* Directions for this task *
Write every line out verbatim and omit the pictures.

■ ■ ■ ■

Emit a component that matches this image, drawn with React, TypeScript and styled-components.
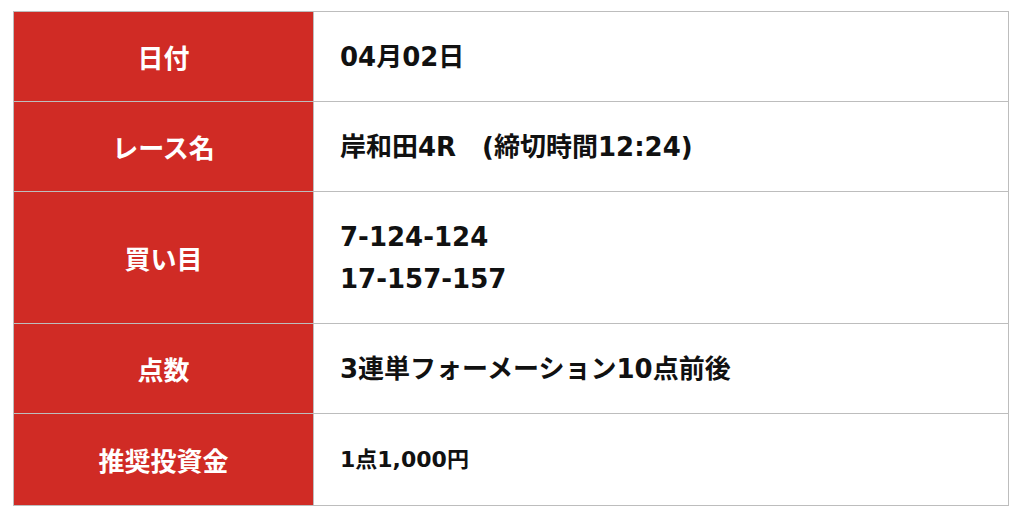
import React from "react";
import styled, { createGlobalStyle } from "styled-components";

const GlobalStyle = createGlobalStyle`
  html, body { margin: 0; padding: 0; background: #ffffff; }
  body { font-family: "DejaVu Sans", "Noto Sans CJK JP", sans-serif; }
`;

const Page = styled.div`
  padding: 11px 15px 0 13px;
`;

const Table = styled.table`
  width: 996px;
  border-collapse: collapse;
  border: 1px solid #bdbdbd;
  table-layout: fixed;
`;

const Row = styled.tr``;

const Head = styled.th<{ $tall?: boolean }>`
  box-sizing: border-box;
  width: 300px;
  background: #d02b25;
  color: #ffffff;
  font-family: "Noto Sans CJK JP", sans-serif;
  font-size: 26px;
  font-weight: 700;
  line-height: 42px;
  padding: ${(p) => (p.$tall ? "25px 10px 24px" : "24px 10px 23px")};
  text-align: center;
  vertical-align: middle;
  border: 1px solid #bdbdbd;
`;

const Cell = styled.td<{ $small?: boolean }>`
  background: #ffffff;
  color: #111111;
  font-family: "DejaVu Sans", "Noto Sans CJK JP", sans-serif;
  font-size: ${(p) => (p.$small ? "22px" : "26px")};
  font-weight: 700;
  line-height: 42px;
  padding: 24px 26px 23px;
  text-align: left;
  vertical-align: middle;
  border: 1px solid #bdbdbd;
`;

const rows: { label: string; value: React.ReactNode; small?: boolean; tall?: boolean }[] = [
  { label: "日付", value: "04月02日" },
  { label: "レース名", value: "岸和田4R\u3000(締切時間12:24)" },
  {
    label: "買い目",
    tall: true,
    value: (
      <>
        7-124-124
        <br />
        17-157-157
      </>
    ),
  },
  { label: "点数", value: "3連単フォーメーション10点前後" },
  { label: "推奨投資金", value: "1点1,000円", small: true, tall: true },
];

export default function App() {
  return (
    <>
      <GlobalStyle />
      <Page>
        <Table>
          <tbody>
            {rows.map((r) => (
              <Row key={r.label}>
                <Head $tall={r.tall}>{r.label}</Head>
                <Cell $small={r.small}>{r.value}</Cell>
              </Row>
            ))}
          </tbody>
        </Table>
      </Page>
    </>
  );
}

■ ■ ■ ■

* Exercise response *
Emit a component that matches this image, drawn with React, TypeScript and styled-components.
import React from "react";
import styled, { createGlobalStyle } from "styled-components";

const GlobalStyle = createGlobalStyle`
  html, body { margin: 0; padding: 0; background: #ffffff; }
  body { font-family: "DejaVu Sans", "Noto Sans CJK JP", sans-serif; }
`;

const Page = styled.div`
  padding: 11px 15px 0 13px;
`;

const Table = styled.table`
  width: 996px;
  border-collapse: collapse;
  border: 1px solid #bdbdbd;
  table-layout: fixed;
`;

const Row = styled.tr``;

const Head = styled.th<{ $tall?: boolean }>`
  box-sizing: border-box;
  width: 300px;
  background: #d02b25;
  color: #ffffff;
  font-family: "Noto Sans CJK JP", sans-serif;
  font-size: 26px;
  font-weight: 700;
  line-height: 42px;
  padding: ${(p) => (p.$tall ? "25px 10px 24px" : "24px 10px 23px")};
  text-align: center;
  vertical-align: middle;
  border: 1px solid #bdbdbd;
`;

const Cell = styled.td<{ $small?: boolean }>`
  background: #ffffff;
  color: #111111;
  font-family: "DejaVu Sans", "Noto Sans CJK JP", sans-serif;
  font-size: ${(p) => (p.$small ? "22px" : "26px")};
  font-weight: 700;
  line-height: 42px;
  padding: 24px 26px 23px;
  text-align: left;
  vertical-align: middle;
  border: 1px solid #bdbdbd;
`;

const rows: { label: string; value: React.ReactNode; small?: boolean; tall?: boolean }[] = [
  { label: "日付", value: "04月02日" },
  { label: "レース名", value: "岸和田4R\u3000(締切時間12:24)" },
  {
    label: "買い目",
    tall: true,
    value: (
      <>
        7-124-124
        <br />
        17-157-157
      </>
    ),
  },
  { label: "点数", value: "3連単フォーメーション10点前後" },
  { label: "推奨投資金", value: "1点1,000円", small: true, tall: true },
];

export default function App() {
  return (
    <>
      <GlobalStyle />
      <Page>
        <Table>
          <tbody>
            {rows.map((r) => (
              <Row key={r.label}>
                <Head $tall={r.tall}>{r.label}</Head>
                <Cell $small={r.small}>{r.value}</Cell>
              </Row>
            ))}
          </tbody>
        </Table>
      </Page>
    </>
  );
}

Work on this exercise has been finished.